The Ming-dynasty novel Feng Shen Yen I relates that when a hermit, Chao Kung-ming, employed magic to support the collapsing Shang dynasty (12th century BC), Chiang Tzu-ya, a supporter of the subsequent Chou-dynasty clan, made a straw effigy of Chao and, after 20 days of incantations, shot an arrow made of peach-tree wood through the heart of the image. At that moment Chao became ill and died. Later, during a visit to the temple of Yüan Shih, Chiang was rebuked for causing the death of a virtuous man. He carried the corpse, as ordered, into the temple, apologized for his misdeed, extolled Chao's virtues, and in the name of that Taoist god canonized Chao as Ts'ai Shen, god of wealth, and proclaimed him president of the Ministry of Wealth. (Some accounts reverse the dynastic loyalties of Chao and Chiang.)
Another account identifies Ts'ai Shen as Pi Kan, put to death by order of Chou Hsin, last Shang emperor, who was enraged that a relative should criticize his dissolute life. Chou Hsin is said to have exclaimed that he now had a chance to verify the rumour that every sage has seven openings in his heart.
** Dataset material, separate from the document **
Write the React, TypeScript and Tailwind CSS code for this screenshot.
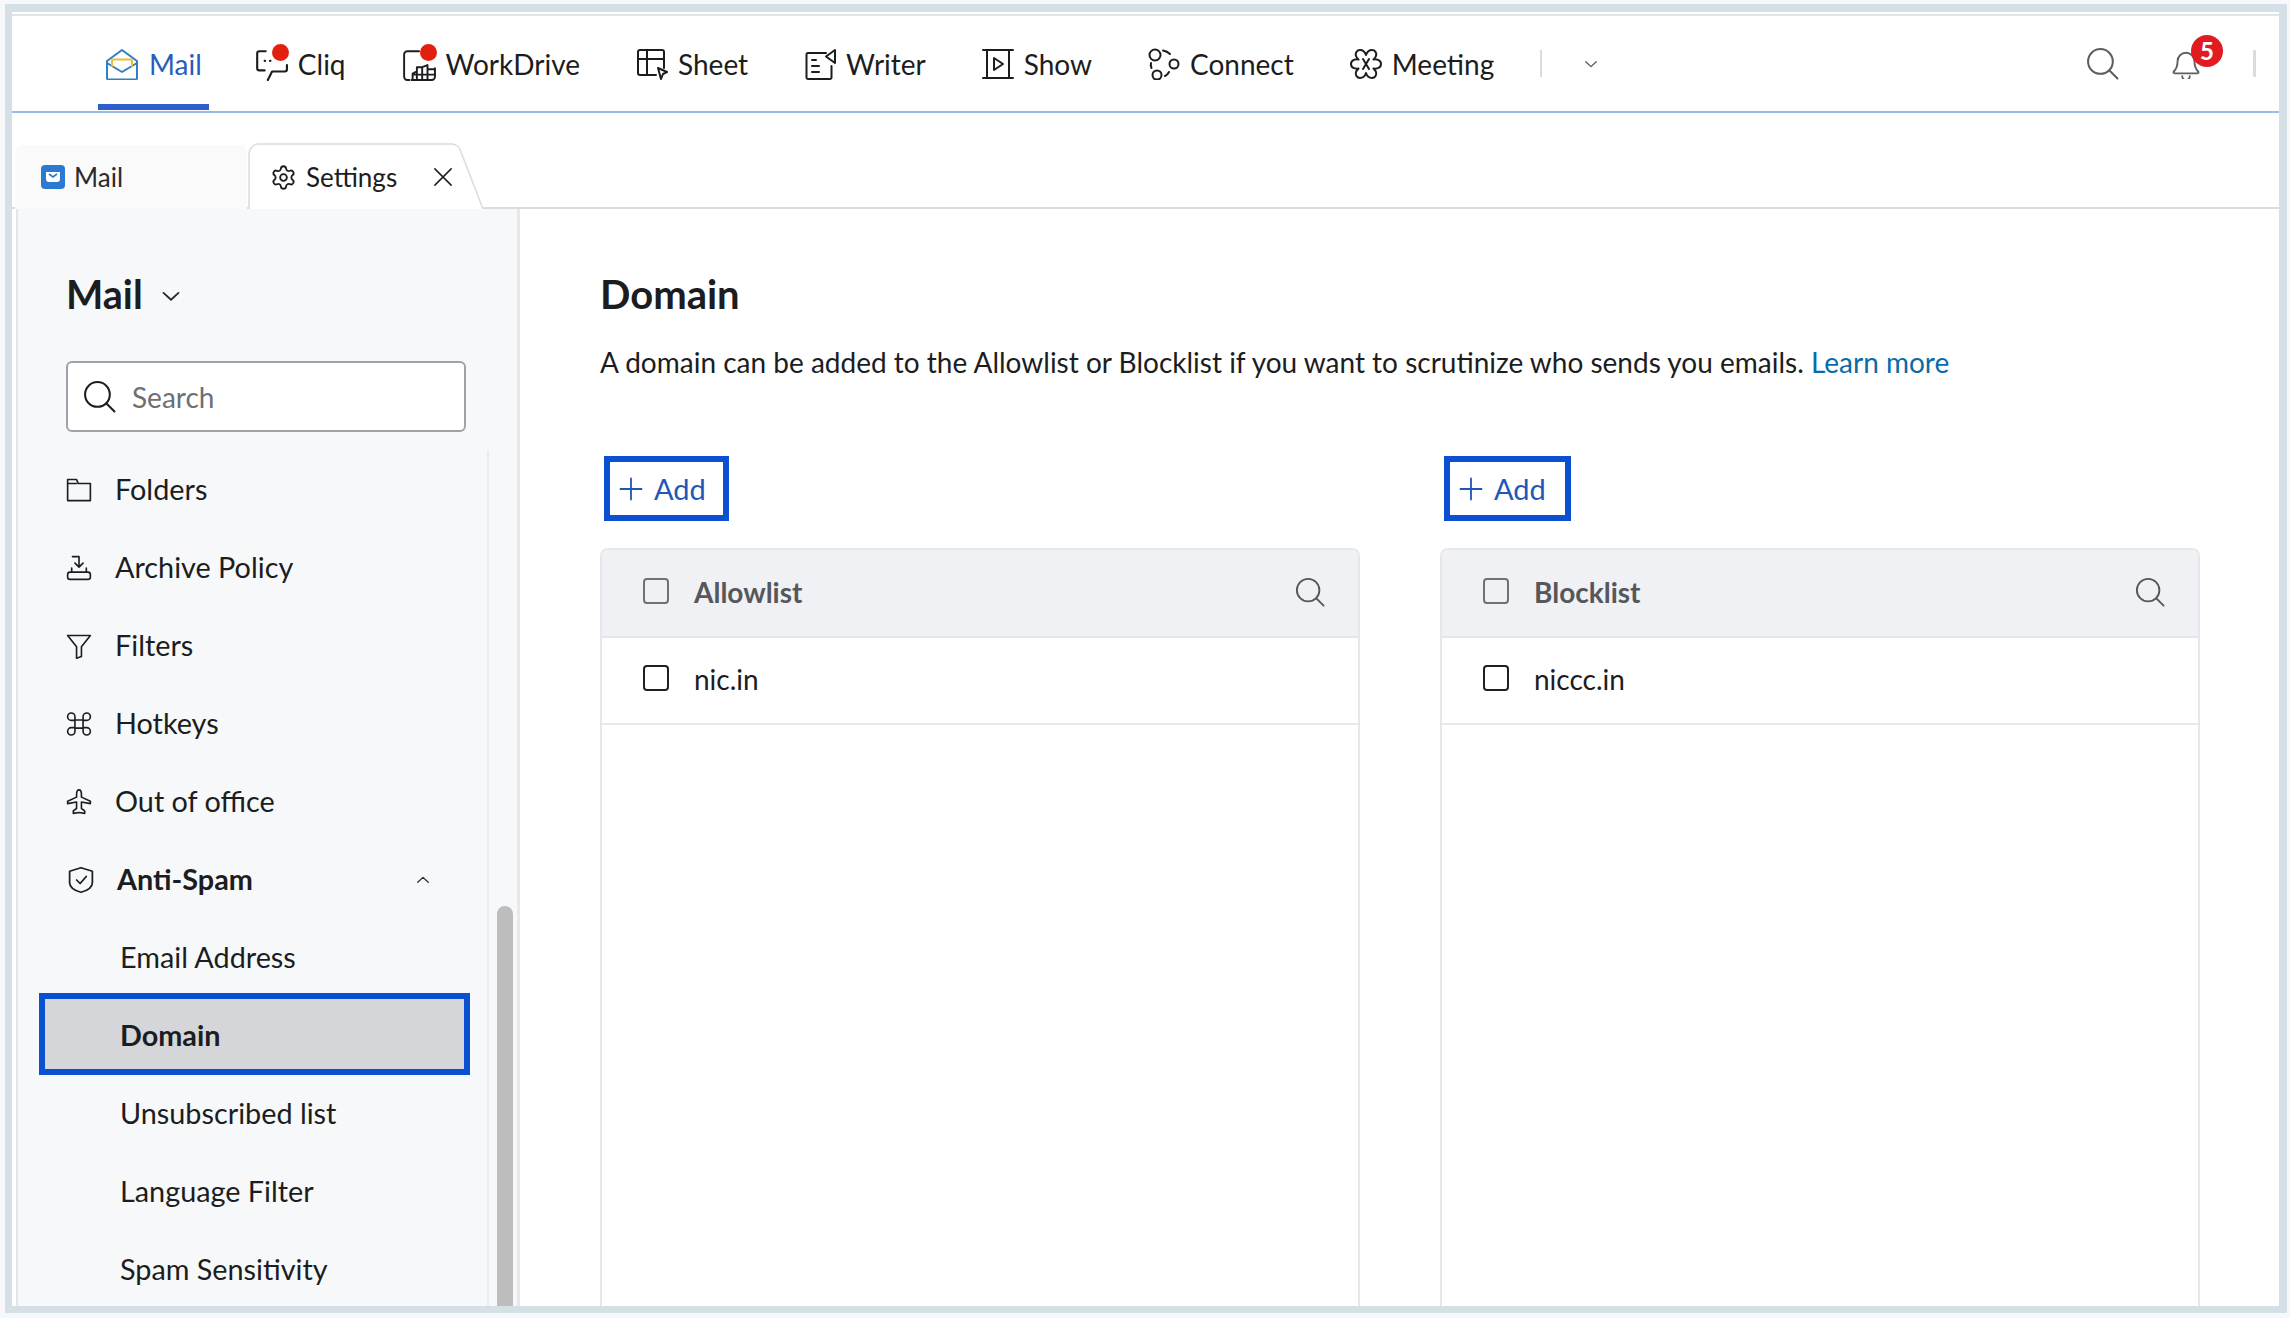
import { ReactNode } from 'react';
import { Settings } from 'lucide-react';

const Stroke = ({ size = 32, w = 2, children, className }: { size?: number; w?: number; children: ReactNode; className?: string }) => (
  <svg width={size} height={size} viewBox="0 0 32 32" fill="none" stroke="currentColor" strokeWidth={w} strokeLinecap="round" strokeLinejoin="round" className={className}>
    {children}
  </svg>
);

const SearchGlyph = ({ size = 32, className }: { size?: number; className?: string }) => (
  <Stroke size={size} className={className}>
    <circle cx="14" cy="14" r="12" />
    <path d="M23 23l7.5 7.5" />
  </Stroke>
);

const RedDot = ({ className }: { className: string }) => (
  <span className={`absolute w-[17px] h-[17px] rounded-full bg-[#e3200f] ${className}`} />
);

const apps: { name: string; icon: ReactNode }[] = [
  {
    name: 'Cliq',
    icon: (
      <span className="relative">
        <Stroke size={34}>
          <path d="M11 4H5a2 2 0 0 0-2 2v14a2 2 0 0 0 2 2h5" />
          <path d="M31 17v4a2 2 0 0 1-2 2H17l-4 8" />
          <path d="M10 13h.5M15 13h.5" />
        </Stroke>
        <RedDot className="top-[-3px] right-[-1px]" />
      </span>
    ),
  },
  {
    name: 'WorkDrive',
    icon: (
      <span className="relative">
        <Stroke size={34} w={1.800}>
          <path d="M16 4H5a3 3 0 0 0-3 3v21a3 3 0 0 0 3 3h2" />
          <path d="M31 20v8a3 3 0 0 1-3 3H9" />
          <path d="M10 31v-6l4-2v8M14 23v-4h5v12M19 19l5-2v14M24 21h7M10 26h21" />
        </Stroke>
        <RedDot className="top-[-3px] right-[-1px]" />
      </span>
    ),
  },
  {
    name: 'Sheet',
    icon: (
      <Stroke size={32}>
        <path d="M20 27H4a2 2 0 0 1-2-2V4a2 2 0 0 1 2-2h22a2 2 0 0 1 2 2v16" />
        <path d="M2 11h26M11 2v25" />
        <path d="M22 20l9 4-4 2-2 5z" />
      </Stroke>
    ),
  },
  {
    name: 'Writer',
    icon: (
      <Stroke size={32}>
        <path d="M22 5H4a1.500 1.500 0 0 0-1.500 1.500v23A1.500 1.500 0 0 0 4 31h22a1.500 1.500 0 0 0 1.500-1.500V18" />
        <path d="M31 2v13l-9-6.500z" />
        <path d="M8 12h4M8 18h7M8 24h7" />
      </Stroke>
    ),
  },
  {
    name: 'Show',
    icon: (
      <Stroke size={32}>
        <path d="M1 2h30M1 30h30M5 2v28M27 2v28" />
        <path d="M12 10l9 6-9 6z" />
      </Stroke>
    ),
  },
  {
    name: 'Connect',
    icon: (
      <Stroke size={32}>
        <circle cx="7" cy="7" r="5.500" />
        <circle cx="26" cy="16" r="4.500" />
        <circle cx="9" cy="27" r="4.500" />
        <path d="M15 2.500c3 .5 5 1.500 7 3.500M3 15c-.5 2-.2 3.500.5 5M17 28c2-1 3-2 4-4" />
      </Stroke>
    ),
  },
  {
    name: 'Meeting',
    icon: (
      <Stroke size={32}>
        <path d="M16 7c1-3 3-5 6-5s5 3 4 6c-.5 1.500-1.500 2.500-2.500 3.500C27 11 31 12 31 16s-4 5-7.500 4.500c1 1 2 2 2.500 3.500 1 3-1 6-4 6s-5-2-6-5c-1 3-3 5-6 5s-5-3-4-6c.5-1.500 1.500-2.500 2.500-3.500C5 21 1 20 1 16s4-5 7.500-4.500C7.500 10.500 6.500 9.500 6 8c-1-3 1-6 4-6s5 2 6 5z" />
        <path d="M13 11l6 10M19 11l-6 10" />
      </Stroke>
    ),
  },
];

const menu: { label: string; icon: ReactNode }[] = [
  {
    label: 'Folders',
    icon: (
      <Stroke size={26}>
        <path d="M2 29V3h11l2 5h15v21z" />
        <path d="M13 8H2" />
      </Stroke>
    ),
  },
  {
    label: 'Archive Policy',
    icon: (
      <Stroke size={26}>
        <path d="M2 24a3 3 0 0 1 3-3h22a3 3 0 0 1 3 3v3a3 3 0 0 1-3 3H5a3 3 0 0 1-3-3z" />
        <path d="M7 16v5M25 16v5" />
        <path d="M8 2h8v13M11 10l5 5 5-5" />
      </Stroke>
    ),
  },
  {
    label: 'Filters',
    icon: (
      <Stroke size={26}>
        <path d="M2 3h28L19 17v12l-6 2V17z" />
      </Stroke>
    ),
  },
  {
    label: 'Hotkeys',
    icon: (
      <Stroke size={26}>
        <path d="M11 11h10v10H11zM11 11V7a4.500 4.500 0 1 0-4.500 4.500H11M21 11V7a4.500 4.500 0 1 1 4.500 4.500H21M11 21v4a4.500 4.500 0 1 1-4.500-4.500H11M21 21v4a4.500 4.500 0 1 0 4.500-4.500H21" />
      </Stroke>
    ),
  },
  {
    label: 'Out of office',
    icon: (
      <Stroke size={26}>
        <path d="M16 1c-2 0-3 3-3 6v3L2 15v3l11-2v8l-4 3v3l7-1 7 1v-3l-4-3v-8l11 2v-3L19 10V7c0-3-1-6-3-6z" />
      </Stroke>
    ),
  },
];

const Checkbox = ({ muted }: { muted?: boolean }) => (
  <span className={`w-[26px] h-[26px] mb-[2px] shrink-0 rounded-[4px] border-[2px] ${muted ? 'border-[#6f7175]' : 'border-[#1f2024]'}`} />
);

const ListPanel = ({ title, item, addClass }: { title: string; item: string; addClass: string }) => (
  <div className="w-[760px] flex flex-col">
    <button className={`h-[65px] ml-[4px] flex items-center pl-[9px] border-[6px] border-[#0a50d0] text-[#1f56b8] text-[29px] ${addClass}`}>
      <Stroke size={24} w={2.400} className="mr-[11px]">
        <path d="M16 2v28M2 16h28" />
      </Stroke>
      Add
    </button>
    <div className="mt-[27px] flex-1 border-x-[2px] border-t-[2px] border-[#e6e7ea] rounded-t-[8px] overflow-hidden">
      <div className="h-[88px] bg-[#f0f1f4] border-b-[2px] border-[#e4e5e8] flex items-center pl-[41px] pr-[33px] pb-[2px]">
        <Checkbox muted />
        <span className="ml-[25px] flex-1 text-[28px] font-bold text-[#55575b]">{title}</span>
        <SearchGlyph size={30} className="text-[#55575b]" />
      </div>
      <div className="h-[87px] border-b-[2px] border-[#e8e9ec] flex items-center pl-[41px] pb-[3px]">
        <Checkbox />
        <span className="ml-[25px] text-[28px] text-[#1c1d20]">{item}</span>
      </div>
    </div>
  </div>
);

export default function App() {
  return (
    <div className="h-[1318px] w-[2290px] overflow-hidden bg-[#f6f8f9] pt-[4px] pl-[5px] pr-[3px] pb-[5px] font-['Lato','Open_Sans',sans-serif]">
      <div className="h-full border-[7px] border-t-[8px] border-r-[8px] border-[#d5dfe6] bg-white flex flex-col">
        <div className="h-[2px] mt-[2px] bg-[#e0e5e8]" />
        {/* app switcher */}
        <div className="h-[97px] shrink-0 flex items-center pl-[93px] pr-[23px] border-b-[2px] border-[#9ab8ea] text-[28px] text-[#1c1d20]">
          <div className="relative flex items-center gap-[10px] text-[#2a5bbd] mr-[52px]">
            <svg width="34" height="32" viewBox="0 0 34 32" fill="none" strokeWidth="2" strokeLinejoin="round" strokeLinecap="round">
              <path d="M2 13L17 2l15 11v17a1.500 1.500 0 0 1-1.500 1.500h-27A1.500 1.500 0 0 1 2 30z" stroke="#2f7fc1" />
              <path d="M2 15l15 9 15-9" stroke="#2f7fc1" />
              <path d="M7 18v-5a1.500 1.500 0 0 1 1.500-1.500h17A1.500 1.500 0 0 1 27 13v5" stroke="#f0b93a" />
            </svg>
            Mail
            <span className="absolute left-[-7px] right-[-7px] bottom-[-25px] h-[6px] bg-[#2c5fcb]" />
          </div>
          <div className="flex items-center gap-[56px]">
            {apps.map((app) => (
              <div key={app.name} className="flex items-center gap-[10px]">
                {app.icon}
                {app.name}
              </div>
            ))}
          </div>
          <span className="ml-[46px] w-[2px] h-[27px] bg-[#dcdcdc]" />
          <Stroke size={14} w={3} className="ml-[42px] text-[#55575b]">
            <path d="M4 11l12 11 12-11" />
          </Stroke>
          <SearchGlyph size={33} className="ml-auto text-[#5c5e62]" />
          <div className="relative ml-[52px] mr-[52px] text-[#5c5e62]">
            <Stroke size={30}>
              <path d="M3 24c3-3 4-6 4-11a9 9 0 0 1 18 0c0 5 1 8 4 11 1 1 0 2-1 2H4c-1 0-2-1-1-2z" />
              <path d="M12 29a4 4 0 0 0 8 0" />
            </Stroke>
            <span className="absolute top-[-14px] left-[20px] w-[32px] h-[32px] rounded-full bg-[#e01b22] text-white text-[24px] font-bold flex items-center justify-center">5</span>
          </div>
          <span className="w-[3px] h-[27px] bg-[#dcdcdc]" />
        </div>

        {/* tabs */}
        <div className="h-[96px] shrink-0 flex items-end border-b-[2px] border-[#dcdcdc] pl-[3px]">
          <div className="w-[232px] h-[64px] mb-[-2px] bg-[#fafafa] rounded-t-[8px] flex items-center pl-[26px] gap-[9px] text-[26px] text-[#2a2b2e]">
            <svg width="24" height="24" viewBox="0 0 24 24">
              <rect width="24" height="24" rx="4" fill="#2a7ad2" />
              <path d="M5 7h14v7a3 3 0 0 1-3 3H8a3 3 0 0 1-3-3z" fill="#fff" />
              <path d="M8 9l4 3 4-3" fill="none" stroke="#2a7ad2" strokeWidth="1.600" />
            </svg>
            Mail
          </div>
          <div className="relative w-[236px] shrink-0 h-[67px] mb-[-2px] ml-[1px]">
            <svg className="absolute inset-0" width="236" height="67" viewBox="0 0 236 67" fill="#fff" stroke="#dcdcdc" strokeWidth="1.500">
              <path d="M1 67V12a10 10 0 0 1 10-10h193a10 10 0 0 1 9 8l22 57" />
            </svg>
            <div className="relative h-full flex items-center pl-[22px] text-[26px] text-[#1c1d20] pt-[3px]">
              <Settings size={27} strokeWidth={1.600} className="mr-[9px]" />
              Settings
              <Stroke size={20} w={2.400} className="ml-[36px]">
                <path d="M3 3l26 26M29 3L3 29" />
              </Stroke>
            </div>
          </div>
        </div>

        <div className="flex-1 flex min-h-0 pl-[4px]">
          {/* sidebar */}
          <aside className="relative w-[504px] shrink-0 bg-[#f7f8fa] border-l-[2px] border-l-[#e3e6e8] border-r-[3px] border-r-[#e8e8ea] flex flex-col text-[#1c1d20] text-[28.8px]">
            <div className="ml-[48px] mt-[61px] h-[48px] flex items-center gap-[18px] text-[39.5px] font-bold">
              Mail
              <Stroke size={20} w={3} className="mt-[4px] text-[#2a2b2e]">
                <path d="M4 11l12 11 12-11" />
              </Stroke>
            </div>
            <div className="ml-[48px] mt-[43px] w-[400px] h-[71px] bg-white border-[2px] border-[#a0a2a9] rounded-[6px] flex items-center pl-[15px] shrink-0">
              <SearchGlyph size={33} className="text-[#1c1d20]" />
              <span className="ml-[16px] text-[#6d6f74] text-[28px]">Search</span>
            </div>
            <div className="flex-1 min-h-0 mt-[19px] mr-[28px] border-r-[2px] border-[#ececee] overflow-hidden">
              {menu.map((m) => (
                <div key={m.label} className="h-[78px] flex items-center pl-[48px] gap-[23px]">
                  {m.icon}
                  {m.label}
                </div>
              ))}
              <div className="h-[78px] flex items-center pl-[49px] font-bold">
                <Stroke size={28} className="mr-[22px]">
                  <path d="M16 2l13 4v13c0 5-6 9-13 11-7-2-13-6-13-11V6z" />
                  <path d="M11 16l4 4 7-8" />
                </Stroke>
                <span className="flex-1">Anti-Spam</span>
                <Stroke size={14} w={3} className="mr-[57px] text-[#2a2b2e]">
                  <path d="M4 21L16 10l12 11" />
                </Stroke>
              </div>
              <div className="h-[78px] flex items-center pl-[102px]">Email Address</div>
              <div className="h-[82px] ml-[21px] w-[431px] -mt-[4px] flex items-center pl-[75px] pt-[3px] bg-[#d5d6da] border-[6px] border-[#0a50d0] font-bold relative z-10">Domain</div>
              <div className="h-[78px] flex items-center pl-[102px]">Unsubscribed list</div>
              <div className="h-[78px] flex items-center pl-[102px]">Language Filter</div>
              <div className="h-[78px] flex items-center pl-[102px]">Spam Sensitivity</div>
            </div>
            {/* scrollbar */}
            <span className="absolute right-[4px] bottom-0 w-[16px] h-[400px] rounded-t-full bg-[#bdbdbd]" />
          </aside>

          {/* content */}
          <main className="flex-1 min-w-0 flex flex-col pl-[80px]">
            <h1 className="mt-[61px] h-[48px] flex items-center text-[40px] font-bold text-[#1c1d20]">Domain</h1>
            <p className="mt-[23px] text-[28px] text-[#1c1d20]">
              A domain can be added to the Allowlist or Blocklist if you want to scrutinize who sends you emails.{' '}
              <span className="text-[#0b6aa8]">Learn more</span>
            </p>
            <div className="mt-[73px] flex-1 min-h-0 flex gap-[80px]">
              <ListPanel title="Allowlist" item="nic.in" addClass="w-[125px]" />
              <ListPanel title="Blocklist" item="niccc.in" addClass="w-[127px]" />
            </div>
          </main>
        </div>
      </div>
    </div>
  );
}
This is the end of my short series on the Chinese New Year or Spring Festival. When I return to this blog after a short New Year's break with my family, I shall return to the main focus of comparing Eastern Religions and Philosophies such as Buddhism, Taoism, Confucianism, and Hinduism to the Western Religions of Christianity, Judaism, Islam, and Zoroastrianism.